Patriarch Kirill of Moscow and All Russia has called on priests not to attend talk shows, the Moscow Patriarchate reported.
“I am calling on priests not to take part in talk shows. It is often unknown what people attend them for - to defend a person or an idea or to promote themselves, or to defeat someone,” the head of the Russian Orthodox Church said.
“This is not our style, not our word. We have laypeople who may take part in a talk show, if they wish, without subjecting the Church to censure but defending the Christian moral stand,” the patriarch said.
“Totally quitting televised public discussions would be wrong,” the Church leader said.
Patriarch Kirill delivered that speech to bishops and priests during a meal that followed a liturgy in the Christ the Savior Cathedral on Sunday. The Moscow Patriarchate published the transcript of the speech on Wednesday.
Earlier the patriarch already called on clergy to be cautious about what they say on social networking websites as “careless, or even sometimes shocking statements by certain clerics” cast a shadow on the entire Church.

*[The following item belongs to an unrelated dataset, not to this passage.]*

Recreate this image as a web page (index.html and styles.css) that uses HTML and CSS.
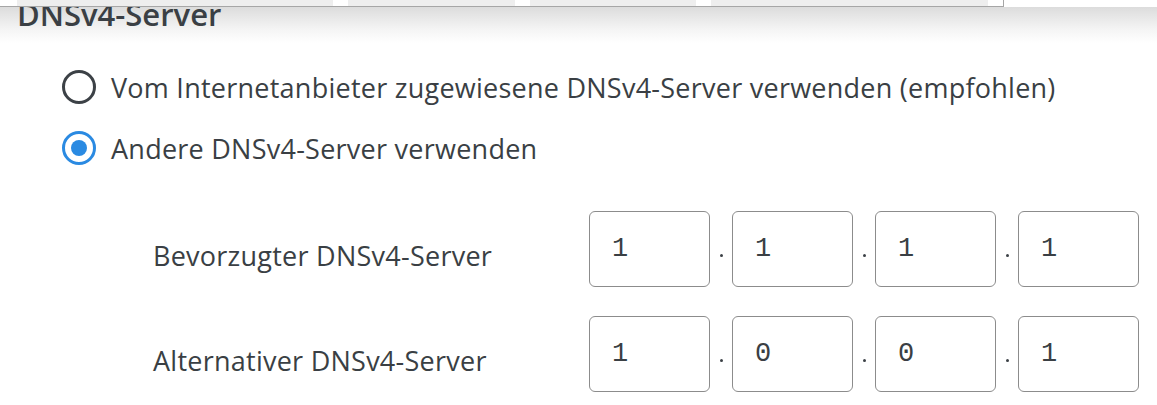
FILE: index.html
```html
<!DOCTYPE html>
<html lang="de">
<head>
<meta charset="utf-8">
<title>DNSv4-Server</title>
<link rel="stylesheet" href="styles.css">
</head>
<body>
<header class="tabbar">
  <div class="tabs">
    <div class="tab tab-1"></div>
    <div class="tab tab-2"></div>
    <div class="tab tab-3"></div>
    <div class="tab tab-4"></div>
  </div>
</header>
<main class="content">
  <h2 class="section-title">DNSv4-Server</h2>
  <div class="options">
    <label class="option">
      <span class="radio"></span>
      <span class="option-text">Vom Internetanbieter zugewiesene DNSv4-Server verwenden (empfohlen)</span>
    </label>
    <label class="option">
      <span class="radio radio-checked"><span class="radio-dot"></span></span>
      <span class="option-text">Andere DNSv4-Server verwenden</span>
    </label>
  </div>
  <div class="ip-rows">
    <div class="ip-row">
      <span class="ip-label">Bevorzugter DNSv4-Server</span>
      <div class="ip-fields">
        <span class="ip-box">1</span><span class="ip-dot"></span>
        <span class="ip-box">1</span><span class="ip-dot"></span>
        <span class="ip-box">1</span><span class="ip-dot"></span>
        <span class="ip-box">1</span>
      </div>
    </div>
    <div class="ip-row">
      <span class="ip-label">Alternativer DNSv4-Server</span>
      <div class="ip-fields">
        <span class="ip-box">1</span><span class="ip-dot"></span>
        <span class="ip-box">0</span><span class="ip-dot"></span>
        <span class="ip-box">0</span><span class="ip-dot"></span>
        <span class="ip-box">1</span>
      </div>
    </div>
  </div>
</main>
</body>
</html>
```
FILE: styles.css
```css
* { box-sizing: border-box; }
html, body { margin: 0; padding: 0; }
body {
  width: 1157px;
  height: 405px;
  overflow: hidden;
  background: #ffffff;
  font-family: "Open Sans", "Noto Sans", sans-serif;
  color: #3a3f44;
  display: flex;
  flex-direction: column;
}
.tabbar {
  height: 7px;
  flex: none;
}
.tabs {
  width: 1004px;
  height: 7px;
  display: flex;
  gap: 15px;
  padding-left: 17px;
  padding-right: 15px;
  border-bottom: 1px solid #a6a6a6;
  border-right: 1px solid #a6a6a6;
}
.tab { background: #eeeeee; height: 6px; }
.tab-1 { width: 316px; }
.tab-2 { width: 167px; }
.tab-3 { width: 166px; }
.tab-4 { flex: 1; }
.content {
  flex: 1;
  overflow: hidden;
  background: linear-gradient(#dcdcdc 0, #f4f4f4 22px, #ffffff 36px);
}
.section-title {
  margin: -8px 0 0 17px;
  font-size: 31px;
  line-height: 31px;
  font-weight: 600;
}
.options {
  display: flex;
  flex-direction: column;
  gap: 27px;
  margin: 40px 0 0 62px;
}
.option {
  display: flex;
  align-items: center;
  gap: 15px;
  height: 34px;
}
.radio {
  width: 34px;
  height: 34px;
  border: 3px solid #3c4146;
  border-radius: 50%;
  display: flex;
  align-items: center;
  justify-content: center;
  flex: none;
}
.radio-checked { border-color: #2a8ae2; }
.radio-dot {
  width: 16px;
  height: 16px;
  border-radius: 50%;
  background: #2a8ae2;
}
.option-text {
  font-size: 27px;
  letter-spacing: 0.25px;
  line-height: 34px;
  padding-top: 2px;
}
.ip-rows {
  display: flex;
  flex-direction: column;
  gap: 29px;
  margin-top: 46px;
  padding-left: 153px;
}
.ip-row {
  display: flex;
  align-items: center;
}
.ip-label {
  width: 436px;
  font-size: 27px;
  letter-spacing: 0.25px;
  line-height: 30px;
  padding-top: 14px;
}
.ip-fields {
  display: flex;
  align-items: center;
}
.ip-box {
  width: 121px;
  height: 76px;
  border: 1px solid #8c8c8c;
  border-radius: 6px;
  padding-left: 22px;
  display: flex;
  align-items: center;
  font-family: "Liberation Mono", monospace;
  font-size: 27px;
  color: #3a3f44;
}
.ip-dot {
  width: 22px;
  display: flex;
  justify-content: center;
  align-self: center;
  margin-top: 12px;
}
.ip-dot::before {
  content: "";
  width: 3px;
  height: 3px;
  border-radius: 50%;
  background: #3c4146;
}
```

The Church has been involved in a number of high-profile scandals recently. Top Church officials have been criticized by bloggers and opposition activists for their support to authorities during recent parliamentary and presidential elections and for their “lavish” lifestyles.
Patriarch Kirill also said “shallow people, including, unfortunately, some of those in cassocks,” often make “hasty and often wrong judgments” when assessing the situation, instead of being guided by spiritual values.
“Our task is to never betray Christ or the cause he gave us. So for us, the guiding principle is not public opinion, positive or negative assessments or the number of ‘likes’ in Internet posts, but what God reveals to us in prayer and spiritual experience,” he said.
About 65,000 Orthodox Church believers gathered at Moscow’s Christ the Savior Cathedral on Sunday for a nationwide prayer in defense of the faith and of desecrated sacred objects, according to assessments of Russia's Interior Ministry. The mass prayer followed a recent series of sacred object desecrations across Russia.
Vandalism and church desecration cases have become more frequent in Russia after a female punk group performed what it called “a punk prayer” in February next to the Christ the Savior Cathedral’s main altar, which is off-limits to all but priests. Five group members, clad in balaclavas, chanted a song entitled “Holy Sh*t” against Prime Minister Vladimir Putin that also contained words insulting to Patriarch Kirill.
Priests and believers also prayed on Sunday that those who had desecrated sacred objects in a series of recent blasphemous actions across Russia change their ways, and for good reputation of the Church.